Both Britain and China stressed that Mr Rifkind's visit had built on a steady improvement in relations over the past few months. "If we differ, we are differing in a friendly way and seeking to minimise these differences rather than maximise them," said Mr Rifkind, who described his meeting with the Chinese President as "long and substantive". Mr Jiang spoke of the "momentum" of Sino-British co-operation.

That co-operation is not, for now, extending to Mr Patten. The question of Peking resuming a dialogue with the Governor was raised by Mr Rifkind in meetings with the Chinese Foreign Minister, Qian Qichen, and in yesterday's session with President Jiang. Britain, alarmed at a recent "haemorrhaging of confidence" among Hong Kong people, is trying to persuade Peking that fresh contact with Mr Patten would boost Hong Kong's morale. The Chinese side offered no encouragement. "They did not really respond," a British official said.

The British maintained there was still hope. Mr Rifkind said: "[President Jiang] emphasised the importance of dialogue. Dialogue of course means dialogue between all on the Chinese side and all on the British side who have responsibility for these matters." Peking has refused to have any direct dealings with Mr Patten since the autumn of 1992 when he unveiled his political reform package. Mr Rifkind reiterated that "only by [Mr Patten's] full involvement can we ensure the success that we all require. I am sure the Chinese side will wish to reflect on that."

In the meantime, it is now expected that the much-delayed ninth container terminal (CT9) project will move ahead, after Mr Qian told the British side that China would accept any agreement reached by the companies involved. A compromise may emerge whereby the Jardine group, which China abhors as a political ally of Mr Patten, would drop out of the CT9 consortium in return for an alternative stake in one of the other forthcoming container terminal projects.

The Chinese played down Mr Rifkind's claim to have reached an agreement on right of abode in Hong Kong after 1997.

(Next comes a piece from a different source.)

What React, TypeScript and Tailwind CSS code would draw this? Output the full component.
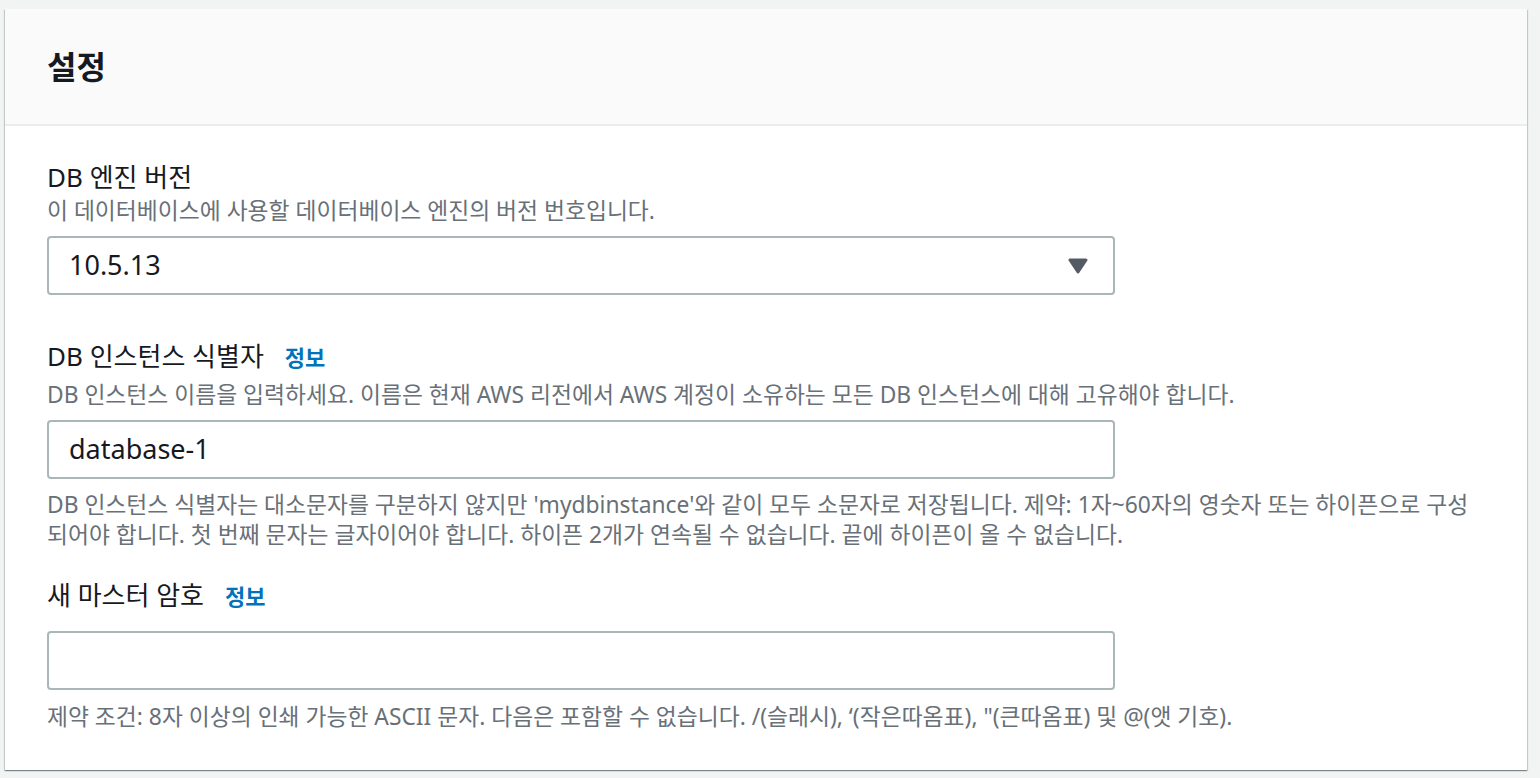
import type { FC } from "react";

const font = "font-['Noto_Sans','Noto_Sans_CJK_KR',sans-serif]";

const InfoLink: FC<{ className?: string }> = ({ className = "" }) => (
  <a href="#" className={`text-[22px] font-bold text-[#0073bb] ${className}`}>
    정보
  </a>
);

const App: FC = () => {
  return (
    <div className={`min-h-screen bg-[#f2f3f3] pt-[9px] pl-[5px] ${font}`}>
      <div className="w-[1522px] bg-white shadow-[0_1px_1px_0_rgba(0,28,36,0.3),1px_1px_1px_0_rgba(0,28,36,0.15),-1px_1px_1px_0_rgba(0,28,36,0.15)]">
        <div className="flex h-[117px] items-center border-b-2 border-[#eaeded] bg-[#fafafa] px-[42px]">
          <h2 className="text-[32px] font-bold text-[#16191f]">설정</h2>
        </div>

        <div className="pl-[42px] pr-[48px] pt-[34px] pb-[38px] text-[#16191f]">
          {/* 엔진 버전 */}
          <div className="text-[26px] leading-[34px]">DB 엔진 버전</div>
          <p className="mt-[2px] text-[22.8px] leading-[30px] text-[#687078]">
            이 데이터베이스에 사용할 데이터베이스 엔진의 버전 번호입니다.
          </p>
          <div className="mt-[10px] flex h-[59px] w-[1068px] items-center justify-between rounded-[4px] border-2 border-[#aab7b8] pl-[20px] pr-[25px]">
            <span className="text-[27px]">10.5.13</span>
            <svg width="20" height="16" viewBox="0 0 20 16">
              <polygon points="2,2 18,2 10,14" fill="#545b64" stroke="#545b64" strokeWidth="3" strokeLinejoin="round" />
            </svg>
          </div>

          {/* 인스턴스 식별자 */}
          <div className="mt-[44px] flex items-baseline text-[26px] leading-[34px]">
            <span>DB 인스턴스 식별자</span>
            <InfoLink className="ml-[21px]" />
          </div>
          <p className="mt-[6px] text-[22.8px] leading-[30px] text-[#687078]">
            DB 인스턴스 이름을 입력하세요. 이름은 현재 AWS 리전에서 AWS 계정이 소유하는 모든 DB 인스턴스에 대해 고유해야 합니다.
          </p>
          <div className="mt-[10px] flex h-[59px] w-[1068px] items-center rounded-[4px] border-2 border-[#aab7b8] pl-[20px]">
            <span className="text-[27px]">database-1</span>
          </div>
          <p className="mt-[11px] text-[22.8px] leading-[30px] text-[#687078]">
            DB 인스턴스 식별자는 대소문자를 구분하지 않지만 'mydbinstance'와 같이 모두 소문자로 저장됩니다. 제약: 1자~60자의 영숫자 또는 하이픈으로 구성되어야 합니다. 첫 번째 문자는 글자이어야 합니다. 하이픈 2개가 연속될 수 없습니다. 끝에 하이픈이 올 수 없습니다.
          </p>

          {/* 마스터 암호 */}
          <div className="mt-[28px] flex items-baseline text-[26px] leading-[34px]">
            <span>새 마스터 암호</span>
            <InfoLink className="ml-[21px]" />
          </div>
          <div className="mt-[18px] h-[59px] w-[1068px] rounded-[4px] border-2 border-[#aab7b8]" />
          <p className="mt-[12px] text-[22.8px] leading-[30px] text-[#687078]">
            제약 조건: 8자 이상의 인쇄 가능한 ASCII 문자. 다음은 포함할 수 없습니다. /(슬래시), ‘(작은따옴표), "(큰따옴표) 및 @(앳 기호).
          </p>
        </div>
      </div>
    </div>
  );
};

export default App;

"I think this is an exchange of views ... between the two foreign ministers instead of a concrete negotiation," Mr Chen said. Mr Qian's statement that "all residents now with permanent residence status in Hong Kong will continue to have residence status after 30 June 1997" still leaves many specific questions to be settled. But there were positive signs that such negotiations could now yield results.

China would seek a solution "realistically, flexibly and in a relaxed manner", Mr Chen said. "This represents a political willingness." Agreement was also reached on contact between the Hong Kong government and the Chinese- appointed Preparatory Committee and on the issue of post-1997 Hong Kong Chinese passports.